Take Constant Power (CP) mode, for instance. This is a lifesaver when you're testing batteries. As a battery's voltage drops, a real-world device often draws more current to keep the wattage the same. If you're using a static resistor, your test won't reflect reality. The electronic load handles this calculation on the fly, adjusting the draw as the voltage sags so you get a true-to-life stress test.
Then there's the dynamic loading feature. This is where things get interesting. You can program the load to jump between different levels at high speeds. It's the best way to see if your power supply's voltage regulation is actually stable or if it's going to start ringing and oscillating the second a CPU kicks into high gear.
Dealing With the Heat and Noise
Let's be honest for a second: these things get loud. When you're pushing a few kilowatts through a chroma electronic load, those internal fans have to work overtime. It's just the laws of physics—all that electrical energy has to go somewhere, and usually, that "somewhere" is heat dissipated through massive internal heat sinks.

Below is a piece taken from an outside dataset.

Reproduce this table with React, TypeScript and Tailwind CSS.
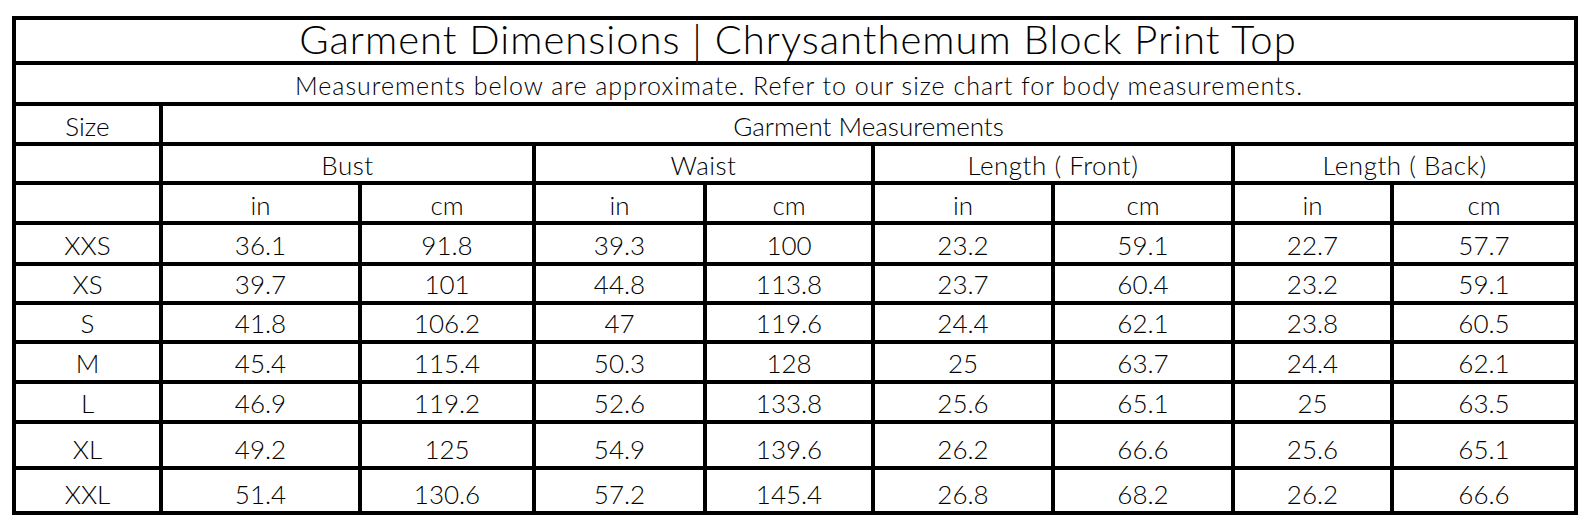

However, one of the cooler things Chroma has been doing lately is pushing regenerative loads. If you haven't looked into these, they're a bit of a game-changer for high-power labs. Instead of turning all that test energy into waste heat that makes your air conditioning bill skyrocket, a regenerative load feeds the power back into the building's grid. It's quieter, it's cooler, and it's way more efficient. Plus, your coworkers won't complain about the lab feeling like a sauna by 2:00 PM.
Software and Automation
While the front panels on these units are usually pretty intuitive—lots of knobs and a clear display—most of the real work happens through a PC. Setting up a long-term discharge test for a battery pack isn't something you want to do by hand.
Most of the time, you'll be using their "Softpanels" or writing your own scripts via Python or LabVIEW. Being able to log data directly to a CSV file while you're off grabbing coffee is a huge productivity boost. You can set up safety limits too, so if the voltage drops below a certain point, the load automatically cuts off. This prevents you from accidentally killing a lithium-ion cell by over-discharging it, which is an expensive mistake nobody wants to make.
Choosing the Right Model for Your Bench
It's easy to get overwhelmed by the catalog. You've got the modular series, which are great if you're testing multiple low-power outputs (like an ATX power supply), and then you've got the big high-power standalone units.
If you're working on small consumer electronics, a modular setup is probably the way to go. You can swap out modules as your needs change. But if you're in the EV space or working on solar inverters, you're going to need the heavy hitters that can handle hundreds of amps and thousands of volts.
One thing I've noticed is that people often undersize their loads. They look at the "max power" rating and think it's enough, but they forget to check the "safe operating area" (SOA) curve. Just because a load says it can do 600W doesn't mean it can do 600W at every voltage. You've got to make sure the voltage and current you need actually intersect on the graph the manufacturer provides.
Accuracy and Calibration
Precision matters. If your load is telling you it's drawing 10.00A but it's actually drawing 10.20A, your efficiency calculations are going to be junk. That's one of the reasons why people stick with brands like Chroma. The measurement accuracy is usually solid enough that you don't always need an external shunt and a separate meter for every single test.
That said, you can't just buy one and forget about it for a decade. Like any precision instrument, they need a bit of TLC. Getting them calibrated once a year is standard practice if you're doing any kind of formal certification or R&D. It's a bit of a hassle to ship a heavy unit out for service, but it's better than having a customer call you out on bad data six months down the line.
Making the Most of the Built-In Features
There are a few "hidden" features in a chroma electronic load that people sometimes overlook. For example, some models have a built-in digitized measurement function. It basically acts like a low-speed oscilloscope, letting you see the current waveforms without having to hook up a separate probe. It's not going to replace a 1GHz scope for high-frequency noise, but for seeing how a load transition looks, it's incredibly convenient.
Another one is the LED simulation mode. If you're designing LED drivers, you know they behave differently than a standard resistive load. They have a specific "turn-on" voltage. Using a standard load in CC mode to test an LED driver often leads to weird startup issues or oscillations. The dedicated LED mode mimics the V-I curve of an actual diode, making the testing much more realistic.
Wrapping Things Up
At the end of the day, a chroma electronic load is one of those tools that you don't realize you need until you have one. It takes the guesswork out of power testing and gives you a level of repeatability that you just can't get with DIY setups.
Whether you're trying to see how long a battery will last under a weird pulsing load or you're stress-testing a server power supply for 48 hours straight, having a reliable load on the bench is a must. It's an investment, sure, but the time you save—and the fires you avoid—usually makes it well worth the price tag. Just make sure you've got enough airflow in your lab, because once you start pushing those units to their limit, you're going to feel the heat!